I want to write about Paris-Nice today. Not about any of the obvious things, like the inevitability of Primož Roglič dispatching everyone around him on the final climb en route to near-certain victory; or the resurgent Michael Matthews, here to race every day back in his home colors at BikeExchange; or the USA’s great new GC hopes sitting at third and sixth place on the road. No, the image that will stay with me from stage 4 is the beleaguered Rémi Cavagna.

To explain myself we need to go back to the stage 3 time trial. The first drama was whether Roglič would, in fact, win the bike race here, and for a minute he was sitting in the hot seat. Even as he was doing so, though, Cavagna was charging ahead, already some ticks ahead of him at the intermediate sprint, and in the end he wound up six seconds ahead of the Slovenian and first place on the day. When the cameras found him afterward he was completely and utterly drained, able to barely lift his hands from the handlebars only to wipe the spew from his stubble. Time trials!

I’m not sure he even had time to recover and make it to the hot seat before word arrived that EF Education-Nippo’s Stefan Bissegger – a man so unheralded on the day that, despite his many Swiss junior national championships on the track and in this discipline (or his second-place to the TT world champion at the UAE Tour just last month), the camera motos didn’t even bother to follow him on course – had taken first place by less than a second. After the stage Cavagna lamented any number of things that cost him the win. Notably, he overtook the rider who went out on course one minute before him right at the final turn before the finish, having to brake unexpectedly to avoid a collision. Think of it: you’re so fast, so clearly at the top of your game right now, that it actually costs you the victory. Road cycling is mean.

But the wonderful thing about stage racing is that there’s always another chance tomorrow. And so here we are: on the slopes of Chiroubles, wine country below us, and above the sight of our man Rémi Cavagna, chasing down Trek-Segafredo’s Julien Bernard in what appears at first glance to be the winning move. The two are working together well, holding off a peloton that in fits and starts is deciding whether to try and catch them, when suddenly… he’s moving backwards. Is he cracked? A puncture? He’s stuck in the big ring… it couldn’t be the shifters, no? Surely not…

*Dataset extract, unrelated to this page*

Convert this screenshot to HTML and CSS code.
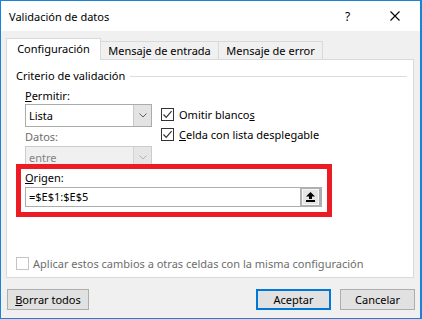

But here we are, and the Shimano neutral service is there to help, and then the confirmation: battery’s dead, electronic shifting won’t work. Gotta wait for the team car. Done for the day. The pack mercilessly passes, the only recognition a rueful glance back by one Alpecin rider being shunted off the back, not sure who’s worse off.

The imperious Primož Roglič is the story of the race, and to see him march off the front is a sight to behold. It’s beautiful, to hear him tell it, and if you don’t want to take his word for it you can take Kate Wagner’s (and then subscribe to the newsletter). It’s beautiful, and it’s inspiring, but it’s not relatable, is it? What’s relatable is having your day’s work done in by, alternately, a) some bullshit you can’t control, or b) tiny, innocuous things you don’t even realize are problems at the time. I mean, look at him: who among us has not, at one time or another this year, been here?

rémi cavagna, stage done, on the side of the road, 2021 paris-nice stage 4.

I’d offer him a hug but they’ve been banned by the UCI.

There are a million reasons both large and small to follow professional cycling, and today this is mine: here is a man who is over it, and we all feel that. And, because he rides for Quick-Step and this is the spring, he will get onto that top step sooner rather than later, and when you put up with some crap it’s always nice to get to the other side.